**Input material:**

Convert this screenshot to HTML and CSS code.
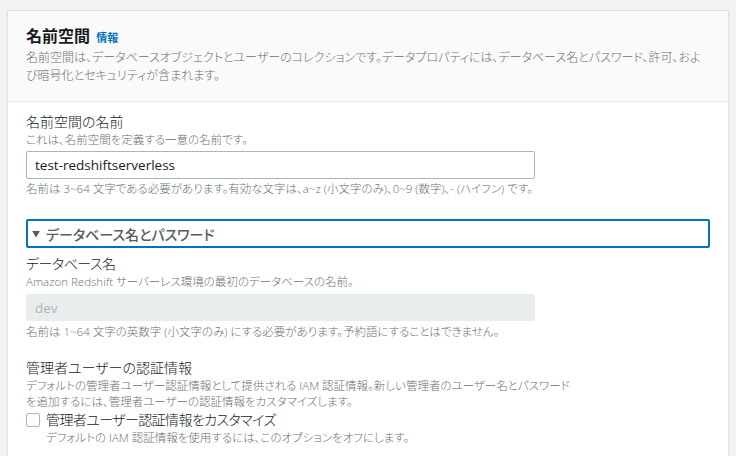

--

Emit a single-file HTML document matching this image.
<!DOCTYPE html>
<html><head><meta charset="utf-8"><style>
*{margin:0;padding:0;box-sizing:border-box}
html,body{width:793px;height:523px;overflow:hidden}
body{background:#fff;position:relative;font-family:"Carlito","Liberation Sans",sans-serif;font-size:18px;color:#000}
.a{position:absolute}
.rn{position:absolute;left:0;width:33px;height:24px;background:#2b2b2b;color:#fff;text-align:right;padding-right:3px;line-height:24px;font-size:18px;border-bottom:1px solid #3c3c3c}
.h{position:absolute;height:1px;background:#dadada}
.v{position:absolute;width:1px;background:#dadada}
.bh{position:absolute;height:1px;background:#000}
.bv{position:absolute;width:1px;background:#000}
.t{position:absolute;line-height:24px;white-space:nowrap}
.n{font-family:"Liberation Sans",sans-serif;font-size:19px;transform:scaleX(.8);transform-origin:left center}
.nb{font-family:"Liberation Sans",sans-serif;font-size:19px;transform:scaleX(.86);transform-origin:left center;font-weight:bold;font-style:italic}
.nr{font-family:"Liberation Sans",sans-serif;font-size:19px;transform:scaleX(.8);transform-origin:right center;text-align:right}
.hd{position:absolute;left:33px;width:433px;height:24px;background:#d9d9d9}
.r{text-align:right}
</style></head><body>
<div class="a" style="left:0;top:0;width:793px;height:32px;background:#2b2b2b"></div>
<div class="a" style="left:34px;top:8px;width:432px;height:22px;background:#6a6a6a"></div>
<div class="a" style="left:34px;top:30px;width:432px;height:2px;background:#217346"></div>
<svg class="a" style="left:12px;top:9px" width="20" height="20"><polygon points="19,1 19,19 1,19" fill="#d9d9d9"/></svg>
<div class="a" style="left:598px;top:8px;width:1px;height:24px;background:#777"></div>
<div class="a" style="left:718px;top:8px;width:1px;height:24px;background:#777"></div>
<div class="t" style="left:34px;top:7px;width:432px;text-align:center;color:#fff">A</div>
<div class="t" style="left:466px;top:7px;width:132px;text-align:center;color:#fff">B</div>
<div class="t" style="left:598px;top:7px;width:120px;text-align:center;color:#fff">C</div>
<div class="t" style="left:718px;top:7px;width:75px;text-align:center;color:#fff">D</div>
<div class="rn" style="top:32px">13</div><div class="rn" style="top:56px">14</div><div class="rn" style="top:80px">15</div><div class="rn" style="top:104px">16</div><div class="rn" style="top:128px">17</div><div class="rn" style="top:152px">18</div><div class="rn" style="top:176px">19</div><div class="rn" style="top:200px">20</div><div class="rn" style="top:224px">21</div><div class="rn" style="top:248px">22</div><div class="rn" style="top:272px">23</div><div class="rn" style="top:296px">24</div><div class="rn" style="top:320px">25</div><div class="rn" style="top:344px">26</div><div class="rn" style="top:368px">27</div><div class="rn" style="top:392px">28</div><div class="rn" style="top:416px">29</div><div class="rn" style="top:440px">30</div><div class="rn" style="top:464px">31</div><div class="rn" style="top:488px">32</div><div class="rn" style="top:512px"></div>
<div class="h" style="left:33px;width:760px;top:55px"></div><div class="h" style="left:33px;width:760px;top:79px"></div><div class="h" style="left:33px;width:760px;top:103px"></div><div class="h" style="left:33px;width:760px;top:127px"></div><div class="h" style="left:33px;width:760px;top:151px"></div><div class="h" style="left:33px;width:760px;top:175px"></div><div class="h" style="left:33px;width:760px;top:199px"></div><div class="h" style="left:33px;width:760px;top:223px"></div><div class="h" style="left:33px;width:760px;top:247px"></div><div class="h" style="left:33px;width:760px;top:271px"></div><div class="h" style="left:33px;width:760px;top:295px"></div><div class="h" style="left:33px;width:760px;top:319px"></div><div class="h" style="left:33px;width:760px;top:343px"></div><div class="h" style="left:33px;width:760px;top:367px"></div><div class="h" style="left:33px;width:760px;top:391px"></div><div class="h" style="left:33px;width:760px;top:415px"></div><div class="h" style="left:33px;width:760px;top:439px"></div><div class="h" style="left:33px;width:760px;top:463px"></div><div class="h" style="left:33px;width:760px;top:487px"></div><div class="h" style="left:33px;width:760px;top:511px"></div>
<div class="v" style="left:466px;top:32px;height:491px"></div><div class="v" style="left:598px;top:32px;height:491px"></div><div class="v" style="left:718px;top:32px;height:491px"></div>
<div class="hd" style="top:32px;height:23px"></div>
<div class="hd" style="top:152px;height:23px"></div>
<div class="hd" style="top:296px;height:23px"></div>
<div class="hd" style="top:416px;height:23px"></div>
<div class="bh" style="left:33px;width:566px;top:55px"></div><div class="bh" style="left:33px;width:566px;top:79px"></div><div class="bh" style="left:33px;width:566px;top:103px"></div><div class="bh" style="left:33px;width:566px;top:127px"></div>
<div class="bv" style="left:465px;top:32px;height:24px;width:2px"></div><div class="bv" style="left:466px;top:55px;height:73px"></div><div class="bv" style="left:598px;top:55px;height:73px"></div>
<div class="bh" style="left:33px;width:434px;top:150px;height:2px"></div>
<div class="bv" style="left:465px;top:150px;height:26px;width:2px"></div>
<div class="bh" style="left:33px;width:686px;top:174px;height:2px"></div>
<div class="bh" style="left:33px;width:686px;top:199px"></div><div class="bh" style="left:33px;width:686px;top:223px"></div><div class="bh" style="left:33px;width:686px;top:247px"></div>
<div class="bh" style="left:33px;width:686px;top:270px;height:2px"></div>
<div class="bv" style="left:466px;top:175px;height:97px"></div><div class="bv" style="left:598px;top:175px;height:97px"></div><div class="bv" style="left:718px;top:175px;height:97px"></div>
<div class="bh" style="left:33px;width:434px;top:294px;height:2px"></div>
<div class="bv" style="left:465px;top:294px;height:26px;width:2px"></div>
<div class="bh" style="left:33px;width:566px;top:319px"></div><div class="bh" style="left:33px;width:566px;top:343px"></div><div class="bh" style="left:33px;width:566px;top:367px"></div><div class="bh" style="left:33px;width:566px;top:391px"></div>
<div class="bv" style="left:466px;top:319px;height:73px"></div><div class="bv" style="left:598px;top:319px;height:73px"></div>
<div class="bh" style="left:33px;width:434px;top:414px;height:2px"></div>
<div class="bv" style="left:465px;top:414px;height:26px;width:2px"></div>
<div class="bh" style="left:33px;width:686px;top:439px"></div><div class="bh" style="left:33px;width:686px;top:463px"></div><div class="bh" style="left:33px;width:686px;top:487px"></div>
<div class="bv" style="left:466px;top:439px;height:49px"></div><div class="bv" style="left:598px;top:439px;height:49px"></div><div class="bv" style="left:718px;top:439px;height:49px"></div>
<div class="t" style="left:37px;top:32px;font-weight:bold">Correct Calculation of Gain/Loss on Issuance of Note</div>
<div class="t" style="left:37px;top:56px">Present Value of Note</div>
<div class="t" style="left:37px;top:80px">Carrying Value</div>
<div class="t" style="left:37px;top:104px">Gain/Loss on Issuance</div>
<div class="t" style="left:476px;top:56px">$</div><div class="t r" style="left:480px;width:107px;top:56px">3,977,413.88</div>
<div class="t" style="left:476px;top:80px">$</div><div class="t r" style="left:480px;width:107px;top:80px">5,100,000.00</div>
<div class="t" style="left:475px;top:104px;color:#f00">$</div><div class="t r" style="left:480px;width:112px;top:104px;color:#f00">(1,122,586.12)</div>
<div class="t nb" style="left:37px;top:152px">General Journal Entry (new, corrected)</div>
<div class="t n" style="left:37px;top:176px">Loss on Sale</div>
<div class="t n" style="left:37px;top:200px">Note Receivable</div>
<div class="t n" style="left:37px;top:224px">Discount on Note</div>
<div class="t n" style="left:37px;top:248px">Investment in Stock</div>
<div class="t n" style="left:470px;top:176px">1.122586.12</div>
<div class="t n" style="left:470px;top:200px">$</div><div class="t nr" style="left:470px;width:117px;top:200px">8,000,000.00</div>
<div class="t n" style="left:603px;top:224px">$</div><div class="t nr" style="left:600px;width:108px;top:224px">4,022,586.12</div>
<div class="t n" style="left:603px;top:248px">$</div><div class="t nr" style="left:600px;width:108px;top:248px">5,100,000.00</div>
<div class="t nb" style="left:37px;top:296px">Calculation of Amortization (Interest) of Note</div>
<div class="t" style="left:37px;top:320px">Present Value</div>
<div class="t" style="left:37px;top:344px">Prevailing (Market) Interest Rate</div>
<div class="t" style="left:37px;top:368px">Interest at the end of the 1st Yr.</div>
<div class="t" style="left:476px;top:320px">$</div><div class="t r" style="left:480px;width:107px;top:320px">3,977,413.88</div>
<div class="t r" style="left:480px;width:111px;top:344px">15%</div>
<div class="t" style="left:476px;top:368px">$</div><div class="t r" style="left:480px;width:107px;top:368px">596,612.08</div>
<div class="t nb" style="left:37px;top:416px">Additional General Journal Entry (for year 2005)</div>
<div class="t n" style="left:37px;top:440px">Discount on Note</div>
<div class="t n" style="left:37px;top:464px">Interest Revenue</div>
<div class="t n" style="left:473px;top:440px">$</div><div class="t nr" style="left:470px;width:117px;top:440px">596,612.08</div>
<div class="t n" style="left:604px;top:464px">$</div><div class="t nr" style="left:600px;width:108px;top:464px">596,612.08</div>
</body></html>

==

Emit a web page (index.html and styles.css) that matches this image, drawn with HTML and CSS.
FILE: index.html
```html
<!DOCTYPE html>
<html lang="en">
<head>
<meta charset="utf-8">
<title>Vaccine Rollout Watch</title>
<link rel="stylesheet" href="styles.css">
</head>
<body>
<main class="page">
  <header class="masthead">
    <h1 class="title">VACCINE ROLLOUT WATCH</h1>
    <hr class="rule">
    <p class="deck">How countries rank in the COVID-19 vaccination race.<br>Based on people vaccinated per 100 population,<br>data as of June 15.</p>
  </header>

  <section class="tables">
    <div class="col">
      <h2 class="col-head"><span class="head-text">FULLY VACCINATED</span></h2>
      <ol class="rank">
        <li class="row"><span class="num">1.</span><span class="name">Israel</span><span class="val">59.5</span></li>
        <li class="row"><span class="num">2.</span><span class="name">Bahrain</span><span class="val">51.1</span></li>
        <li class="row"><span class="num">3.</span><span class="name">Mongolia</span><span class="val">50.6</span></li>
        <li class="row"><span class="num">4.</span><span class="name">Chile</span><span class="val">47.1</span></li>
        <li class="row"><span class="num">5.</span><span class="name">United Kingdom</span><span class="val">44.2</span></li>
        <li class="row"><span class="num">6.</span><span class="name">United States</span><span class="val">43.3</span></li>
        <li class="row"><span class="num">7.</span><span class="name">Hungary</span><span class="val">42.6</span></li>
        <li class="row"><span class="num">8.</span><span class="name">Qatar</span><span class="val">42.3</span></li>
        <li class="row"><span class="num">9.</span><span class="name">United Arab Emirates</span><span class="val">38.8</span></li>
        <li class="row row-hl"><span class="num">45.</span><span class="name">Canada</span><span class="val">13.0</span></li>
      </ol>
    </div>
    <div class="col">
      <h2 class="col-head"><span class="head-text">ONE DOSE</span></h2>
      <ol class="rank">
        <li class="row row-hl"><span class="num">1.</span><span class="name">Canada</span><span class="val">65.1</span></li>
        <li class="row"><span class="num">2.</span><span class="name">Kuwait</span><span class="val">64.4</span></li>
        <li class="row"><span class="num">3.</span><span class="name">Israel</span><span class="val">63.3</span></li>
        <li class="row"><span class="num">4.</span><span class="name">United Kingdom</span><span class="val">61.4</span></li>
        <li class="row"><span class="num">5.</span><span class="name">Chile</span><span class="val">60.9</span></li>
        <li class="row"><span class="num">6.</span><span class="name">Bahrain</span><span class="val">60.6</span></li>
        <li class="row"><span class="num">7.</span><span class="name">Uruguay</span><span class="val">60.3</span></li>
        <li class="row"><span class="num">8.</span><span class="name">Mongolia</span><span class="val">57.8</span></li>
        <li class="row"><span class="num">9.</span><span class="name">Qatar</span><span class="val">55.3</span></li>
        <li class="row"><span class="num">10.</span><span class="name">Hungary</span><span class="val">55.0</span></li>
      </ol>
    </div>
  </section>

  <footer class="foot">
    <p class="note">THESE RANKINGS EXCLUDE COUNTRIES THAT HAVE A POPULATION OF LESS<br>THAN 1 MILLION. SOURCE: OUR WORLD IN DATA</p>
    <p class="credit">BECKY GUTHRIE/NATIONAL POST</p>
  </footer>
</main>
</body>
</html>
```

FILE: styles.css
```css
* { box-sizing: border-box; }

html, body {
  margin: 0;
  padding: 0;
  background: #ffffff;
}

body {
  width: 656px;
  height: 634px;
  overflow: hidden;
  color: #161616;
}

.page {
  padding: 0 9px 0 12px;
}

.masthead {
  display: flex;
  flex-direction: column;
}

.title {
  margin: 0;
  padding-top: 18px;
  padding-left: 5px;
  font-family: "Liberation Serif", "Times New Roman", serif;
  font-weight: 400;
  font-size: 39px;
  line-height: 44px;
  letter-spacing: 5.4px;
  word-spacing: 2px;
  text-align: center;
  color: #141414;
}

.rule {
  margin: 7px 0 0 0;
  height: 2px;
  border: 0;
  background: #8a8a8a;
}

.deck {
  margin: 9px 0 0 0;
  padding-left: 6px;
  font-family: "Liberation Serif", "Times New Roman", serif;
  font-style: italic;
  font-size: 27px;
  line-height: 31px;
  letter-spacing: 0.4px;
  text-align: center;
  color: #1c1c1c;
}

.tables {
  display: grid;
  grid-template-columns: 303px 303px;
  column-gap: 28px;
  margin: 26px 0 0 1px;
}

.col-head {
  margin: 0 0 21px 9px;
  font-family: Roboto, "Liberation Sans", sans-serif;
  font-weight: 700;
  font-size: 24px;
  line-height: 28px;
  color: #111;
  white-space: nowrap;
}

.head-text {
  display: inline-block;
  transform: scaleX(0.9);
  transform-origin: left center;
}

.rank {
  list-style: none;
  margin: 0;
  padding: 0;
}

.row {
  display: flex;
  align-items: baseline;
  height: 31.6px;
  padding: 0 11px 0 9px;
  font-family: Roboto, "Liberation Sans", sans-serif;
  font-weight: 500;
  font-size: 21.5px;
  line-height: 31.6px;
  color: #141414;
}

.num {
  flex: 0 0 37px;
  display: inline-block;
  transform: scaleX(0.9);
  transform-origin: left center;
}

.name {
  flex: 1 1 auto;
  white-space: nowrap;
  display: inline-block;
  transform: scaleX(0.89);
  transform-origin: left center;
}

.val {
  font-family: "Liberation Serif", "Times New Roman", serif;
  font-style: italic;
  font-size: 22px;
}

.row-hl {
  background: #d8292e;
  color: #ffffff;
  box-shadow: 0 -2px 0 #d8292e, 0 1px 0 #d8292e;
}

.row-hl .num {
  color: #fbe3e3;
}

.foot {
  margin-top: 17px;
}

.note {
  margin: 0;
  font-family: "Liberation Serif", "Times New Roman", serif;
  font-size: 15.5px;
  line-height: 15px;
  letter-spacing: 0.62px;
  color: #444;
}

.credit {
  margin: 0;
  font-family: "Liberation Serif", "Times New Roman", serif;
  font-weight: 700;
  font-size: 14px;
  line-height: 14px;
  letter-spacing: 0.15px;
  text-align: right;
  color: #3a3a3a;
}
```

**What to produce:**
Scan the material line by line and report each one that contains "page".

**Output of the task:**
Emit a web page (index.html and styles.css) that matches this image, drawn with HTML and CSS.
<main class="page">
.page {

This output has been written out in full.